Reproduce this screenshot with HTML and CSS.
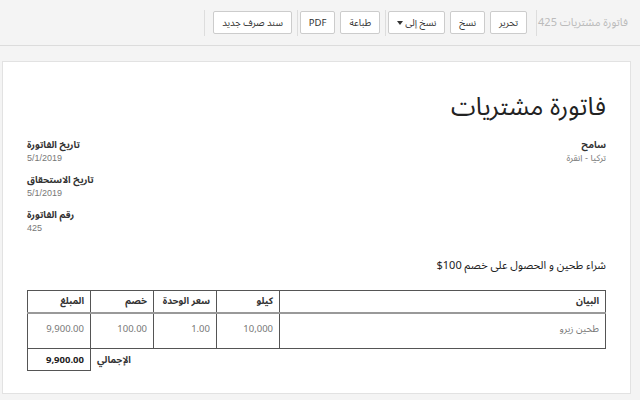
FILE: index.html
```html
<!DOCTYPE html>
<html lang="ar" dir="rtl">
<head>
<meta charset="utf-8">
<link rel="stylesheet" href="styles.css">
</head>
<body>
<header class="toolbar">
  <div class="doc-title">فاتورة مشتريات 425</div>
  <span class="sep sep-first"></span>
  <div class="group">
    <button class="btn">تحرير</button>
    <button class="btn">نسخ</button>
    <button class="btn">نسخ إلى<span class="caret"></span></button>
  </div>
  <span class="sep"></span>
  <div class="group">
    <button class="btn">طباعة</button>
    <button class="btn">PDF</button>
  </div>
  <span class="sep"></span>
  <div class="group">
    <button class="btn">سند صرف جديد</button>
  </div>
  <span class="sep sep-last"></span>
</header>

<main class="sheet">
  <h1 class="inv-title">فاتورة مشتريات</h1>

  <div class="info">
    <div class="party">
      <div class="label">سامح</div>
      <div class="value">تركيا - انقرة</div>
    </div>
    <div class="meta">
      <div class="meta-item">
        <div class="label">تاريخ الفاتورة</div>
        <div class="value">5/1/2019</div>
      </div>
      <div class="meta-item">
        <div class="label">تاريخ الاستحقاق</div>
        <div class="value">5/1/2019</div>
      </div>
      <div class="meta-item">
        <div class="label">رقم الفاتورة</div>
        <div class="value">425</div>
      </div>
    </div>
  </div>

  <p class="desc">شراء طحين و الحصول على خصم 100$</p>

  <table class="items">
    <colgroup>
      <col>
      <col class="c-num">
      <col class="c-num">
      <col class="c-num">
      <col class="c-num">
    </colgroup>
    <thead>
      <tr>
        <th>البيان</th>
        <th>كيلو</th>
        <th>سعر الوحدة</th>
        <th>خصم</th>
        <th>المبلغ</th>
      </tr>
    </thead>
    <tbody>
      <tr class="row">
        <td>طحين زيرو</td>
        <td class="num">10,000</td>
        <td class="num">1.00</td>
        <td class="num">100.00</td>
        <td class="num">9,900.00</td>
      </tr>
      <tr class="total">
        <td class="blank"></td>
        <td class="blank"></td>
        <td class="blank"></td>
        <td class="total-label">الإجمالي</td>
        <td class="num total-value">9,900.00</td>
      </tr>
    </tbody>
  </table>
</main>
</body>
</html>
```

FILE: styles.css
```css
* { box-sizing: border-box; }

html, body {
  margin: 0;
  padding: 0;
  background: #f4f4f4;
  font-family: "Noto Sans Arabic", "Noto Naskh Arabic", "Noto Sans", "DejaVu Sans", sans-serif;
  color: #333;
}

.toolbar {
  height: 46px;
  border-bottom: 1px solid #dcdcdc;
  display: flex;
  align-items: center;
  padding-right: 12px;
}

.doc-title {
  font-size: 11px;
  color: #bbb;
  white-space: nowrap;
}

.sep {
  width: 1px;
  height: 26px;
  background: #ddd;
  margin: 0 2px 0 5px;
}

.sep-first { margin: 0 1px 0 9px; }
.sep-last { margin: 0 8px 0 0; }

.group {
  display: flex;
  gap: 5px;
}

.btn {
  height: 23px;
  padding: 0 8px;
  background: #fff;
  border: 1px solid #ccc;
  border-radius: 2px;
  font-family: inherit;
  font-size: 9.5px;
  color: #333;
  display: flex;
  align-items: center;
  white-space: nowrap;
}

.caret {
  display: inline-block;
  width: 0;
  height: 0;
  border-left: 3px solid transparent;
  border-right: 3px solid transparent;
  border-top: 4px solid #333;
  margin-right: 2px;
}

.sheet {
  margin: 15px 9px 0 2px;
  height: 333px;
  background: #fff;
  border: 1px solid #e2e2e2;
  padding: 20px 24px 0 24px;
}

.inv-title {
  margin: 0;
  font-size: 25px;
  font-weight: normal;
  color: #222;
  line-height: 50px;
}

.info {
  display: flex;
  justify-content: space-between;
  margin-top: 6px;
}

.label,
.value {
  font-family: "Liberation Sans", "Noto Sans Arabic", sans-serif;
}

.label {
  font-size: 9.5px;
  font-weight: bold;
  color: #333;
  line-height: 13px;
}

.value {
  font-size: 9px;
  color: #777;
  line-height: 13px;
  margin-top: 1px;
}

.meta {
  display: flex;
  flex-direction: column;
  gap: 8px;
}

.meta-item {
  text-align: left;
}

.desc {
  margin: 23px 0 16px;
  font-size: 11px;
  color: #222;
  line-height: 16px;
}

.items {
  width: 100%;
  border-collapse: collapse;
  font-size: 9.5px;
  table-layout: fixed;
}

.c-num { width: 63px; }

.items th {
  border: 1px solid #555;
  border-bottom: 2px solid #999;
  height: 22px;
  padding: 0 6px;
  text-align: right;
  font-weight: bold;
  color: #333;
  white-space: nowrap;
}

.items .row td {
  border: 1px solid #555;
  border-top: none;
  height: 36px;
  padding: 5px 6px 0;
  vertical-align: top;
  color: #777;
}

.items .row .num { text-align: right; }

.items .total td {
  height: 22px;
  padding: 0 6px;
}

.items .total .blank { border: none; }

.total-label {
  font-weight: bold;
  color: #333;
  border: none;
  white-space: nowrap;
  text-align: left;
}

.total-value {
  border: 1px solid #555;
  border-top: none;
  font-weight: bold;
  color: #222;
}
```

* WHAT YOU WILL DO
Pictures excluded, quote all the data above exactly.

* RESPONSE
Reproduce this screenshot with HTML and CSS.
FILE: index.html
```html
<!DOCTYPE html>
<html lang="ar" dir="rtl">
<head>
<meta charset="utf-8">
<link rel="stylesheet" href="styles.css">
</head>
<body>
<header class="toolbar">
  <div class="doc-title">فاتورة مشتريات 425</div>
  <span class="sep sep-first"></span>
  <div class="group">
    <button class="btn">تحرير</button>
    <button class="btn">نسخ</button>
    <button class="btn">نسخ إلى<span class="caret"></span></button>
  </div>
  <span class="sep"></span>
  <div class="group">
    <button class="btn">طباعة</button>
    <button class="btn">PDF</button>
  </div>
  <span class="sep"></span>
  <div class="group">
    <button class="btn">سند صرف جديد</button>
  </div>
  <span class="sep sep-last"></span>
</header>

<main class="sheet">
  <h1 class="inv-title">فاتورة مشتريات</h1>

  <div class="info">
    <div class="party">
      <div class="label">سامح</div>
      <div class="value">تركيا - انقرة</div>
    </div>
    <div class="meta">
      <div class="meta-item">
        <div class="label">تاريخ الفاتورة</div>
        <div class="value">5/1/2019</div>
      </div>
      <div class="meta-item">
        <div class="label">تاريخ الاستحقاق</div>
        <div class="value">5/1/2019</div>
      </div>
      <div class="meta-item">
        <div class="label">رقم الفاتورة</div>
        <div class="value">425</div>
      </div>
    </div>
  </div>

  <p class="desc">شراء طحين و الحصول على خصم 100$</p>

  <table class="items">
    <colgroup>
      <col>
      <col class="c-num">
      <col class="c-num">
      <col class="c-num">
      <col class="c-num">
    </colgroup>
    <thead>
      <tr>
        <th>البيان</th>
        <th>كيلو</th>
        <th>سعر الوحدة</th>
        <th>خصم</th>
        <th>المبلغ</th>
      </tr>
    </thead>
    <tbody>
      <tr class="row">
        <td>طحين زيرو</td>
        <td class="num">10,000</td>
        <td class="num">1.00</td>
        <td class="num">100.00</td>
        <td class="num">9,900.00</td>
      </tr>
      <tr class="total">
        <td class="blank"></td>
        <td class="blank"></td>
        <td class="blank"></td>
        <td class="total-label">الإجمالي</td>
        <td class="num total-value">9,900.00</td>
      </tr>
    </tbody>
  </table>
</main>
</body>
</html>
```

FILE: styles.css
```css
* { box-sizing: border-box; }

html, body {
  margin: 0;
  padding: 0;
  background: #f4f4f4;
  font-family: "Noto Sans Arabic", "Noto Naskh Arabic", "Noto Sans", "DejaVu Sans", sans-serif;
  color: #333;
}

.toolbar {
  height: 46px;
  border-bottom: 1px solid #dcdcdc;
  display: flex;
  align-items: center;
  padding-right: 12px;
}

.doc-title {
  font-size: 11px;
  color: #bbb;
  white-space: nowrap;
}

.sep {
  width: 1px;
  height: 26px;
  background: #ddd;
  margin: 0 2px 0 5px;
}

.sep-first { margin: 0 1px 0 9px; }
.sep-last { margin: 0 8px 0 0; }

.group {
  display: flex;
  gap: 5px;
}

.btn {
  height: 23px;
  padding: 0 8px;
  background: #fff;
  border: 1px solid #ccc;
  border-radius: 2px;
  font-family: inherit;
  font-size: 9.5px;
  color: #333;
  display: flex;
  align-items: center;
  white-space: nowrap;
}

.caret {
  display: inline-block;
  width: 0;
  height: 0;
  border-left: 3px solid transparent;
  border-right: 3px solid transparent;
  border-top: 4px solid #333;
  margin-right: 2px;
}

.sheet {
  margin: 15px 9px 0 2px;
  height: 333px;
  background: #fff;
  border: 1px solid #e2e2e2;
  padding: 20px 24px 0 24px;
}

.inv-title {
  margin: 0;
  font-size: 25px;
  font-weight: normal;
  color: #222;
  line-height: 50px;
}

.info {
  display: flex;
  justify-content: space-between;
  margin-top: 6px;
}

.label,
.value {
  font-family: "Liberation Sans", "Noto Sans Arabic", sans-serif;
}

.label {
  font-size: 9.5px;
  font-weight: bold;
  color: #333;
  line-height: 13px;
}

.value {
  font-size: 9px;
  color: #777;
  line-height: 13px;
  margin-top: 1px;
}

.meta {
  display: flex;
  flex-direction: column;
  gap: 8px;
}

.meta-item {
  text-align: left;
}

.desc {
  margin: 23px 0 16px;
  font-size: 11px;
  color: #222;
  line-height: 16px;
}

.items {
  width: 100%;
  border-collapse: collapse;
  font-size: 9.5px;
  table-layout: fixed;
}

.c-num { width: 63px; }

.items th {
  border: 1px solid #555;
  border-bottom: 2px solid #999;
  height: 22px;
  padding: 0 6px;
  text-align: right;
  font-weight: bold;
  color: #333;
  white-space: nowrap;
}

.items .row td {
  border: 1px solid #555;
  border-top: none;
  height: 36px;
  padding: 5px 6px 0;
  vertical-align: top;
  color: #777;
}

.items .row .num { text-align: right; }

.items .total td {
  height: 22px;
  padding: 0 6px;
}

.items .total .blank { border: none; }

.total-label {
  font-weight: bold;
  color: #333;
  border: none;
  white-space: nowrap;
  text-align: left;
}

.total-value {
  border: 1px solid #555;
  border-top: none;
  font-weight: bold;
  color: #222;
}
```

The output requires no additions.